At a glance:

  • Economic Overview: Global growth is improving but low; US growth is slowing, and inflation remains high.
  • Market Performance: FTSE World Equity Index is up +8% YTD in euros. US dollar is up +2% vs. Euro. Commodities, especially crude oil (+19%), agricultural (+23%), and industrial metals (+15%), are performing well.
  • Investment Strategy: Bonds are weak as inflation hedges. Commodities outperform during stagflation.
  • Market Outlook: Expect more volatility due to the US presidential election. Continue the bull market but be cautious, possibly follow “Sell in May, go away” advice.

We have a macro environment of low but improving growth internationally, initial signs of slowing growth in the US, and inflation rates that remain stubbornly high everywhere.

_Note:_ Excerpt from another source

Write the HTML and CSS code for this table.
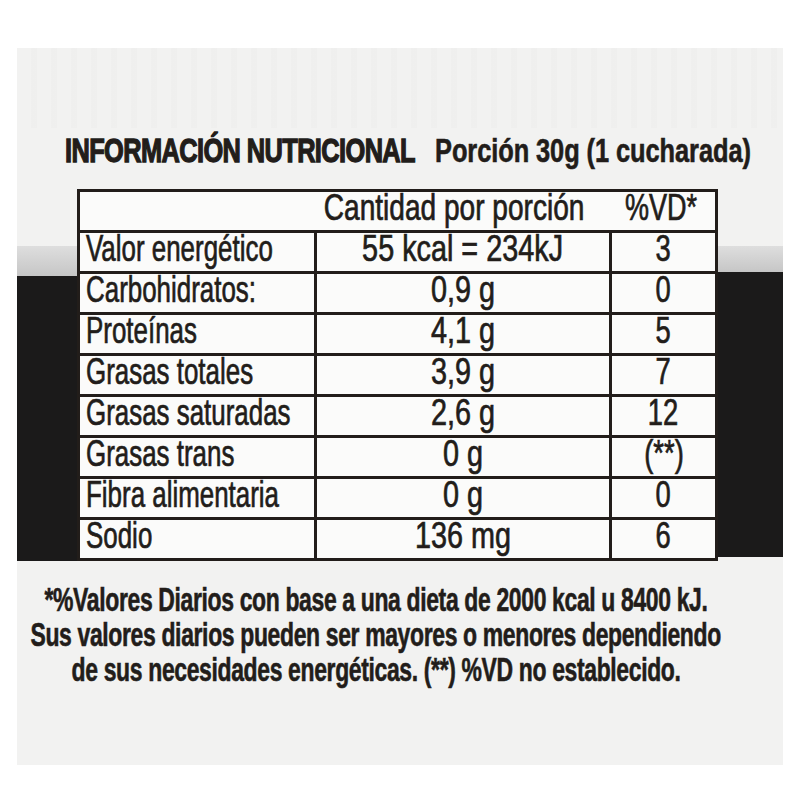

Despite the stock market correction in April, the FTSE World Equity Index has shrugged off the rising risks of stagflation and rallied +8% year-to-date in euro terms. Bonds, a poor inflation hedge, continue to struggle. The US dollar has added +2% versus the Euro while commodity prices have performed well in recent months. Commodities have historically outperformed equities and bonds during stagflationary periods. West Texas Intermediate crude oil has rallied +19% in the first four months of 2024. Agricultural and soft commodities have added +23% and industrial metals have gained +15%. We expect stock market volatility to pick up in the second half of the year as the US presidential election comes into focus.

The bull market in equities may continue, though it is prudent to be vigilant and prepared for market nervousness until later in the year. “Sell in May, go away, and come back on St. Ledger’s Day”, is sage advice as we navigate the months ahead.